This interview was first published by the Law Society Gazette.
I went to Bristol Polytechnic (now the University of West of England) to do my law degree and my Law Society Finals (LSF). The interesting thing was how different the LSF was to the law degree. Lots of my friends had loved the academic side of legal research during their degree but then struggled with the practical emphasis of the LSF course, to the point that they started re-evaluating career choices.
Fortunately for me it worked the other way around. I loved the LSF, with its emphasis on practical problem solving.
I also gravitated towards business and focused on getting a role in a corporate/ commercial firm in London. Once I was there, it wasn’t long before in-house roles started to appeal. Working in private practice, you are aware of being one step removed from the commercial decisionmaking of your client. The idea of being part of the management team of the client was attractive. Unusually for many solicitors at that time, my jump to in house happened quickly, within a year of qualifying. In those days, in-house roles were uncommon so I was definitely in a niche.
My first in-house role was with Laura Ashley, which was a huge international business at the time. I began to focus on international licensing and franchising. Laura Ashley licensed its brand to a number of luxury goods manufacturers, and its licensing revenues were increasing exponentially, particularly in relation to products such as bedding, eyewear and perfumes. I learned a lot about the licensing business and the legal principles of licensing intellectual property.
It was at Laura Ashley that I had my first experience of franchising. Laura Ashley then had several franchised stores in countries outside the UK.
I then spent a few years working in BT on its mobile phone business, which eventually became O2. This was at the very early stages of its franchising journey.
I took on a UK legal director role at Burger King in the early 2000s. It was here that I honed my commercial understanding of franchising, working with franchisees large and small, and liaising with counterparts in overseas jurisdictions.
I chose to leave the corporate world when I had a baby in 2004. It wasn’t long before I wanted to get back into some form of work, but in a way that worked around my family life and commitments. I looked at doing legal consultancy work for various clients and had no immediate ambition beyond that.
This is perhaps the ultimate example of one thing leading to another. Never in my wildest dreams would I have imagined that I’d end up setting up my own solicitors firm, with a team of lawyers. I set up Goldstein Legal as a sole practitioner in 2006.
As I had so much experience in franchising, it was logical for me to focus on that industry. I applied for membership (as a legal adviser) of the British Franchise Association (BFA) and started to develop my network. Business boomed and in time I needed an ever-growing team to help me support our client base.

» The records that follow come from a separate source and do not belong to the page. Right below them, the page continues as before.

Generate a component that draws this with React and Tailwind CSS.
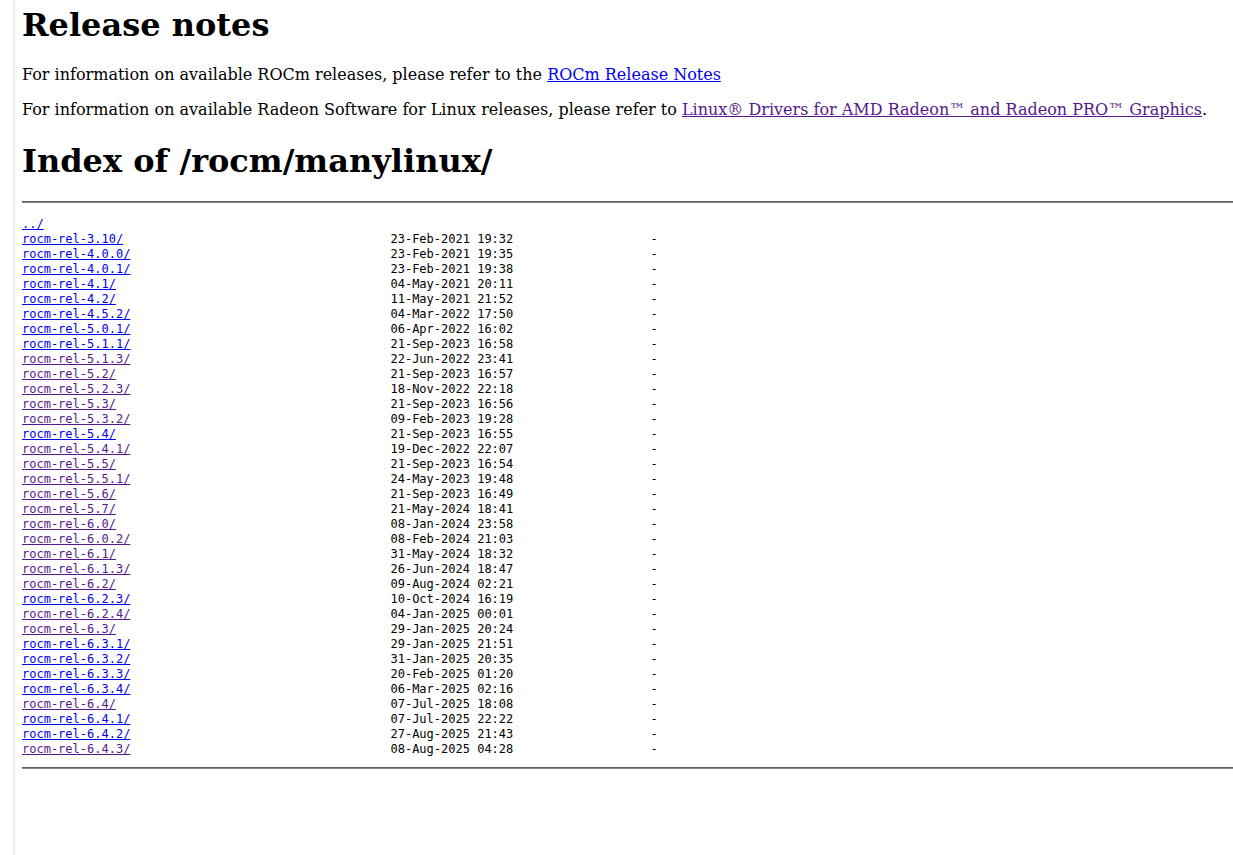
const rows = [
  ["3.10", "23-Feb-2021 19:32", false],
  ["4.0.0", "23-Feb-2021 19:35", false],
  ["4.0.1", "23-Feb-2021 19:38", false],
  ["4.1", "04-May-2021 20:11", false],
  ["4.2", "11-May-2021 21:52", false],
  ["4.5.2", "04-Mar-2022 17:50", false],
  ["5.0.1", "06-Apr-2022 16:02", false],
  ["5.1.1", "21-Sep-2023 16:58", false],
  ["5.1.3", "22-Jun-2022 23:41", true],
  ["5.2", "21-Sep-2023 16:57", true],
  ["5.2.3", "18-Nov-2022 22:18", true],
  ["5.3", "21-Sep-2023 16:56", true],
  ["5.3.2", "09-Feb-2023 19:28", true],
  ["5.4", "21-Sep-2023 16:55", false],
  ["5.4.1", "19-Dec-2022 22:07", true],
  ["5.5", "21-Sep-2023 16:54", true],
  ["5.5.1", "24-May-2023 19:48", true],
  ["5.6", "21-Sep-2023 16:49", true],
  ["5.7", "21-May-2024 18:41", true],
  ["6.0", "08-Jan-2024 23:58", true],
  ["6.0.2", "08-Feb-2024 21:03", true],
  ["6.1", "31-May-2024 18:32", true],
  ["6.1.3", "26-Jun-2024 18:47", true],
  ["6.2", "09-Aug-2024 02:21", true],
  ["6.2.3", "10-Oct-2024 16:19", false],
  ["6.2.4", "04-Jan-2025 00:01", true],
  ["6.3", "29-Jan-2025 20:24", true],
  ["6.3.1", "29-Jan-2025 21:51", false],
  ["6.3.2", "31-Jan-2025 20:35", false],
  ["6.3.3", "20-Feb-2025 01:20", false],
  ["6.3.4", "06-Mar-2025 02:16", false],
  ["6.4", "07-Jul-2025 18:08", true],
  ["6.4.1", "07-Jul-2025 22:22", false],
  ["6.4.2", "27-Aug-2025 21:43", false],
  ["6.4.3", "08-Aug-2025 04:28", true],
];

const serif = "font-['DejaVu_Serif',serif]";

let App = () => {
  return (
    <div className={`min-h-screen flex bg-white text-black leading-[normal] ${serif}`}>
      <div className="w-[13px] shrink-0" />
      <div className="w-[2px] shrink-0 bg-[#ebebeb]" />
      <div className="flex-1 pl-[7px]">
        <h1 className="text-[32px] font-bold mt-[6px] mb-[21px]">Release notes</h1>
        <p className="text-[16px] my-4">
          For information on available ROCm releases, please refer to the{" "}
          <a href="#" className="text-[#0000ee] underline">ROCm Release Notes</a>
        </p>
        <p className="text-[16px] my-4">
          For information on available Radeon Software for Linux releases, please refer to{" "}
          <a href="#" className="text-[#551a8b] underline">Linux® Drivers for AMD Radeon™ and Radeon PRO™ Graphics</a>.
        </p>
        <h1 className="text-[32px] font-bold mt-[23px] mb-[21px]">Index of /rocm/manylinux/</h1>
        <hr className="border-0 border-t border-b border-t-[#5e5e5e] border-b-[#8a8a8a]" />
        <pre className="font-['DejaVu_Sans_Mono',monospace] text-[12px] leading-[15px] mt-[14px] mb-[10px]">
          <a href="#" className="text-[#0000ee] underline">../</a>
          {"\n"}
          {rows.map(([v, date, visited]) => {
            const name = `rocm-rel-${v}/`;
            return (
              <span key={v}>
                <a href="#" className={visited ? "text-[#551a8b] underline" : "text-[#0000ee] underline"}>{name}</a>
                {" ".repeat(51 - name.length)}
                {date}
                {" ".repeat(19)}
                {"-\n"}
              </span>
            );
          })}
        </pre>
        <hr className="border-0 border-t border-b border-t-[#5e5e5e] border-b-[#8a8a8a]" />
      </div>
    </div>
  );
};

export default App
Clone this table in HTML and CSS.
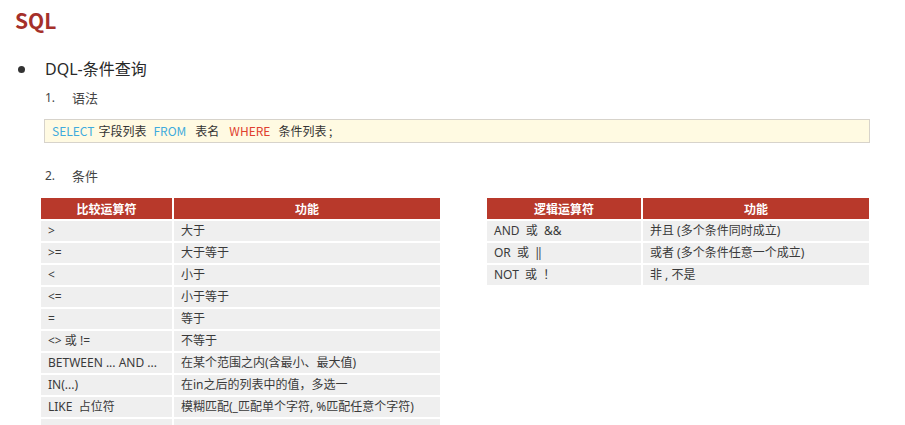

Our clients include new franchisors (businesses who are looking to franchise their concepts for the first time); existing franchisors looking to improve their agreements or expand into new markets; and multi-unit developers who take on commitments to develop chains of franchised outlets, for one or more different brands.
Goldstein Legal was acquired by Nexa, the platform for consultant solicitors, in 2021.
I was elected legal representative on the board of the BFA in 2016 and was re-elected in 2019. I served my maximum six-year term and resigned in 2022. It allowed me to be closely involved in the strategy of the BFA – something I really enjoyed as I am passionate about ethical and best practice franchising – and working for the benefit of the UK franchising industry as a whole. The franchising industry is hugely significant to the UK economy, covering a wide range of sectors.
It is also great fun, particularly because you form relationships with enormously talented people from all over the world, in all sorts of business sectors and professions. It gives you a real sense of community. Although I never specifically set out to do it, I feel that specialising as a franchise lawyer means I truly landed on my feet.
Roz Goldstein is the founder of Goldstein Legal, a franchise boutique.